Say how many lines hold the string "React"; please write nothing but the number.

## Information supplied:
**********

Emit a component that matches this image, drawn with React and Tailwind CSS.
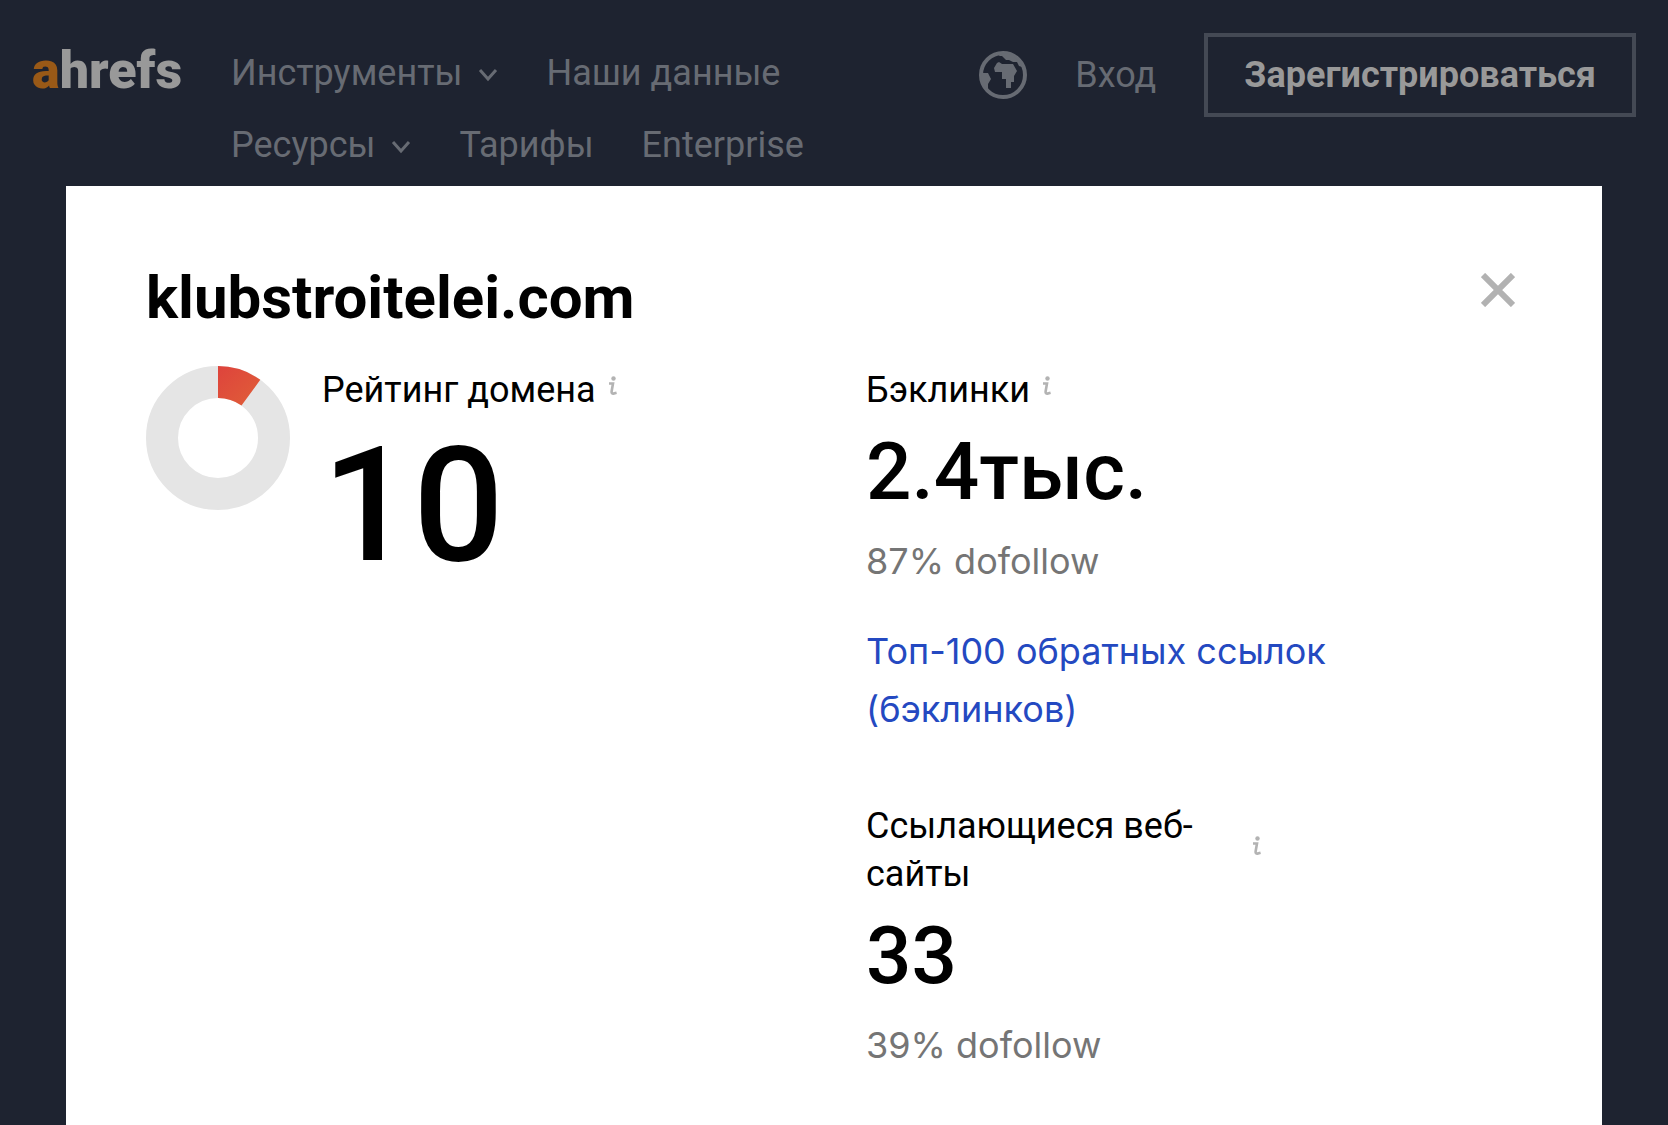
import React from 'react';

function NavItem({ children, menu }) {
  const cls = 'flex h-[72px] items-center gap-4 text-[36px] leading-[72px]';
  if (menu) {
    return (
      <button type="button" className={cls}>
        {children}
        <svg viewBox="0 0 20 14" className="mt-1 h-[14px] w-5" fill="none" stroke="currentColor" strokeWidth="3" aria-hidden="true">
          <path d="M2 2 L10 11 L18 2" />
        </svg>
      </button>
    );
  }
  return <a href="#" className={cls}>{children}</a>;
}

function Globe() {
  return (
    <svg viewBox="0 0 48 48" className="size-12" aria-hidden="true">
      <circle cx="24" cy="24" r="22" fill="none" stroke="currentColor" strokeWidth="4" />
      <path fill="currentColor" d="M19 5 L25 2 L34 4 L43 14 L43 16 L40 15 L38 11 L34 11 L30 9 L27 9 L23 5 Z" />
      <path fill="currentColor" d="M18 12 L20 11 L23 13 L34 13 L38 20 L35 25 V31 H32 V37 H27 V28 H23 V21 H16 L15 17 Z" />
      <path fill="currentColor" d="M2 22 H9 L12 28 L9 33 L9 40 L3 33 Z" />
    </svg>
  );
}

function Info() {
  return (
    <button type="button" aria-label="Подробнее" className="mb-2 shrink-0 text-[#b3b3b3]">
      <svg viewBox="0 0 10 20" className="h-5 w-[10px]" aria-hidden="true">
        <circle cx="5.5" cy="2.5" r="2.2" fill="currentColor" />
        <path d="M1 7.5 H5 L3.6 15.5 Q3.4 17.6 5.4 17.6 L8.6 16.8" fill="none" stroke="currentColor" strokeWidth="2.6" />
      </svg>
    </button>
  );
}

function Metric({ value, share }) {
  return (
    <>
      <p className="mt-4 text-[80px] font-medium leading-[84px]">{value}</p>
      <p className="mt-[18px] font-['Inter',sans-serif] leading-[58px] text-[#757575]">{share}</p>
    </>
  );
}

export default function App() {
  return (
    <div className="flex min-h-screen flex-col bg-[#1e2330] font-['Roboto',sans-serif]">
      <header className="flex items-start px-8 pt-[33px] text-[#676b73]">
        <a href="#" className="mr-[52px] mt-3 w-[147px] text-[52px] font-black leading-[52px] text-[#999999]"><span className="text-[#995917]">a</span>hrefs</a>
        <nav className="mt-1 flex max-w-[640px] flex-1 flex-wrap gap-x-12 pb-[5px]">
          <NavItem menu>Инструменты</NavItem>
          <NavItem>Наши данные</NavItem>
          <NavItem menu>Ресурсы</NavItem>
          <NavItem>Тарифы</NavItem>
          <NavItem>Enterprise</NavItem>
        </nav>
        <div className="ml-auto flex items-center gap-12">
          <button type="button" aria-label="Язык"><Globe /></button>
          <a href="#" className="text-[36px]">Вход</a>
          <a href="#" className="flex h-[84px] items-center border-4 border-[#444954] px-9 text-[36px] font-bold text-[#999999]">Зарегистрироваться</a>
        </div>
      </header>
      <main role="dialog" aria-labelledby="domain" className="mx-[66px] flex-1 bg-white px-20 pt-20 text-black">
        <div className="flex items-start justify-between">
          <h1 id="domain" className="text-[60px] font-bold leading-[64px]">klubstroitelei.com</h1>
          <button type="button" aria-label="Закрыть" className="mr-[7px] mt-[7px] text-[#b2b2b2]">
            <svg viewBox="0 0 34 34" className="size-[34px]" fill="none" stroke="currentColor" strokeWidth="6" aria-hidden="true">
              <path d="M2 2 L32 32 M32 2 L2 32" />
            </svg>
          </button>
        </div>
        <div className="mt-9 grid grid-cols-2 gap-x-16">
          <section className="flex items-start gap-8">
            <svg viewBox="0 0 144 144" className="size-36 shrink-0" aria-hidden="true">
              <defs>
                <linearGradient id="rating" x1="0" y1="0" x2="1" y2="1">
                  <stop offset="0" stopColor="#de433c" />
                  <stop offset="1" stopColor="#e05f38" />
                </linearGradient>
              </defs>
              <circle cx="72" cy="72" r="56" fill="none" stroke="#e5e5e5" strokeWidth="32" />
              <path d="M72 0 A72 72 0 0 1 114.3 13.8 L95.5 39.6 A40 40 0 0 0 72 32 Z" fill="url(#rating)" />
            </svg>
            <div>
              <h2 className="flex items-center gap-3 text-[36px] leading-[48px]">Рейтинг домена<Info /></h2>
              <p className="mt-3 text-[160px] font-medium leading-[160px]">10</p>
            </div>
          </section>
          <section className="text-[36px]">
            <h2 className="flex items-center gap-3 leading-[48px]">Бэклинки<Info /></h2>
            <Metric value="2.4тыс." share="87% dofollow" />
            <p className="mt-8 font-['Inter',sans-serif] leading-[58px]"><a href="#" className="text-[#2449c1]">Топ-100 обратных ссылок (бэклинков)</a></p>
            <div className="mt-16 flex items-center gap-3">
              <h2 className="w-[374px] leading-[48px]">Ссылающиеся веб-сайты</h2><Info />
            </div>
            <Metric value="33" share="39% dofollow" />
          </section>
        </div>
      </main>
    </div>
  );
}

**********

## Correct answer:
2